Quelle est la durée du préavis du désengagement requis en cas de rupture d'une relation commerciale établie?
La rupture d’une relation commerciale établie est autorisé dès lors qu’elle n’est pas brutale.
La brutalité se déduit de l’absence ou de l’insuffisance du préavis notamment au regard de la durée des relations. Afin de ne pas engager la responsabilité de sa société lorsque l'on souhaite se désengager d'une relation durable avec un partenaire économique, il convient à la fois: -de notifier la fin de la relation à venir -d'accorder un préavis au partenaire (une durée pendant laquelle le donneur continue comme par le passé à passer commande auprès de son partenaire). Il n’existe pas de barème permettant de déterminer de manière précise et officielle la durée exacte du préavis qui doit être accordé. Pour autant un examen de la jurisprudence permet de dégager des tendances. Les tribunaux accordent un mois de préavis par année de relation commerciale, la durée de préavis retenue étant rarement inférieure à 4 mois. A l’inverse, un préavis supérieur à 2 ans n’a jamais été constaté dans la jurisprudence. Les juges se réfèrent le plus souvent à la durée des relations antérieures pour apprécier le caractère suffisant ou non du préavis de rupture en prenant en compte la durée du préavis auquel la victime aurait eu droit si la rupture n’avait pas été brutale. Attention, pour notifier la fin d'une relation commerciale établie, un simple courrier même en recommandé ne suffit pas.

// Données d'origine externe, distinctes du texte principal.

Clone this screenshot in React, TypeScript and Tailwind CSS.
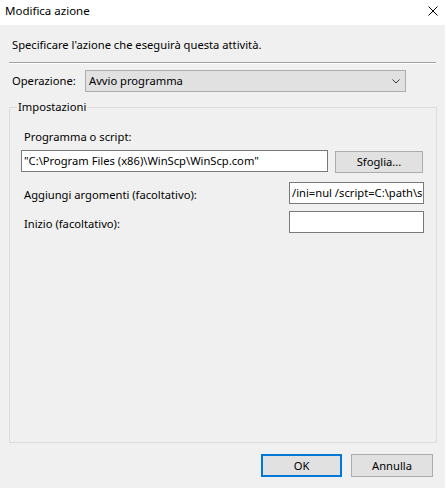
import React from 'react';

const font = "font-['Noto_Sans',sans-serif] text-[11.2px] leading-[16px] text-black";

function CloseIcon() {
    return (
        <svg width="10" height="10" viewBox="0 0 10 10" className="text-black">
            <path d="M0.5 0.5 L9.5 9.5 M9.5 0.5 L0.5 9.5" stroke="currentColor" strokeWidth="1" fill="none"/>
        </svg>
    );
}

function Chevron() {
    return (
        <svg width="8" height="5" viewBox="0 0 8 5" className="text-[#333]">
            <path d="M0.5 0.5 L4 4 L7.5 0.5" stroke="currentColor" strokeWidth="1" fill="none"/>
        </svg>
    );
}

function TextField({value, className}: {value: string; className: string}) {
    return (
        <div className={`h-[22px] bg-white border border-[#7a7a7a] flex items-center px-[2px] overflow-hidden whitespace-nowrap ${className}`}>
            {value}
        </div>
    );
}

export default function App() {
    return (
        <div className={`w-[446px] h-[488px] bg-[#f0f0f0] border-r border-white flex flex-col ${font}`}>
            {/* barra del titolo */}
            <div className="h-[25px] bg-white flex items-center justify-between pl-[5px] pr-[7px]">
                <span className="-mt-[4px] text-[11.5px]">Modifica azione</span>
                <span className="-mt-[3px]"><CloseIcon/></span>
            </div>

            <div className="mt-[12px] pl-[12px]">Specificare l'azione che eseguirà questa attività.</div>

            <div className="mt-[9px] ml-[9px] w-[427px] h-[2px] border-t border-[#a0a0a0] border-b border-b-white"/>

            <div className="mt-[6px] flex items-center">
                <span className="pl-[12px] w-[85px]">Operazione:</span>
                <div className="w-[321px] h-[22px] bg-[#e1e1e1] border border-[#adadad] flex items-center justify-between pl-[3px] pr-[5px]">
                    <span>Avvio programma</span>
                    <Chevron/>
                </div>
            </div>

            <fieldset className="mt-[7px] ml-[9px] w-[428px] h-[344px] border border-[#dcdcdc] p-0 m-0">
                <legend className="ml-[7px] px-[1px]">Impostazioni</legend>
                <div className="pl-[11px] pr-[12px]">
                    <div className="mt-[14px] pl-[3px]">Programma o script:</div>
                    <div className="mt-[5px] flex items-start gap-[7px]">
                        <TextField value={'"C:\\Program Files (x86)\\WinScp\\WinScp.com"'} className="w-[307px]"/>
                        <button className="mt-[1px] w-[88px] h-[22px] bg-[#e1e1e1] border border-[#adadad]">Sfoglia...</button>
                    </div>
                    <div className="mt-[9px] flex items-center justify-between">
                        <span className="pl-[3px] pt-[3px]">Aggiungi argomenti (facoltativo):</span>
                        <TextField value={'/ini=nul /script=C:\\path\\script.txt'} className="w-[135px]"/>
                    </div>
                    <div className="mt-[7px] flex items-center justify-between">
                        <span className="pl-[3px] pt-[3px]">Inizio (facoltativo):</span>
                        <TextField value="" className="w-[135px]"/>
                    </div>
                </div>
            </fieldset>

            <div className="mt-[11px] flex justify-end gap-[9px] pr-[12px]">
                <button className="w-[81px] h-[23px] bg-[#e1e1e1] border-2 border-[#0078d7]">OK</button>
                <button className="w-[82px] h-[23px] bg-[#e1e1e1] border border-[#adadad]">Annulla</button>
            </div>
        </div>
    );
}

Il faut que le courrier envoyé témoigne d'une véritable volonté de la part de la personne qui souhaite mettre fin à la relation d'accompagner son désengagement. Le préavis est destiné à laisser à son partenaire commercial le temps et les moyens de se retourner, de trouver d'autres débouchés, de se réorganiser et de faire face à la perte de chiffre d'affaire engendrée par le désengagement du donneur d'ordre. Le préavis ne peut donc être de pure forme et les juges apprécient l’adéquation de la durée du préavis au regard de la réalité du maintien du courant d’affaires pendant cette période. Le préavis est effectif et retire à la rupture son caractère brutale lorsqu'il correspond à une période d’activité normale, durant laquelle la relation se poursuit sur un même volume d’échanges que par le passé et aux mêmes conditions. Les juges tiennent également compte dans l’évaluation du préjudice :
- des usages de la profession, - des possibilités de reconversion de la victime de la rupture, - de l’importance du chiffre d’affaires réalisé par la victime avec l’auteur de la rupture, - parfois de son état de dépendance économique - de l’investissement nécessaires pour l’adaptation de l’outil industriel en vue d’une reconversion
Afin de ne pas engager la responsabilité de sa société lorsque l'on souhaite se désengager d'une relation durable avec un partenaire économique, il convient à la fois:
-de notifier la fin de la relation à venir -d'accorder un préavis au partenaire (une durée pendant laquelle le donneur continue comme par le passé à passer commande auprès de son partenaire en se désengageant progressivement). Le modèle de notification de désengagement présenté par Tous Droits Réservés permet à la fois d'informer le partenaire économique du désengagement et de faire démarrer la durée du préavis. Quel est le préjudice indemnisé en cas de rupture brutale et comment est-il évalué?Pour déterminer la durée du préavis qui aurait dû être octroyé, il est tenu compte de l’ancienneté des relations et de la natures des services et des biens concernés par le contrat et de la situation de dépendance.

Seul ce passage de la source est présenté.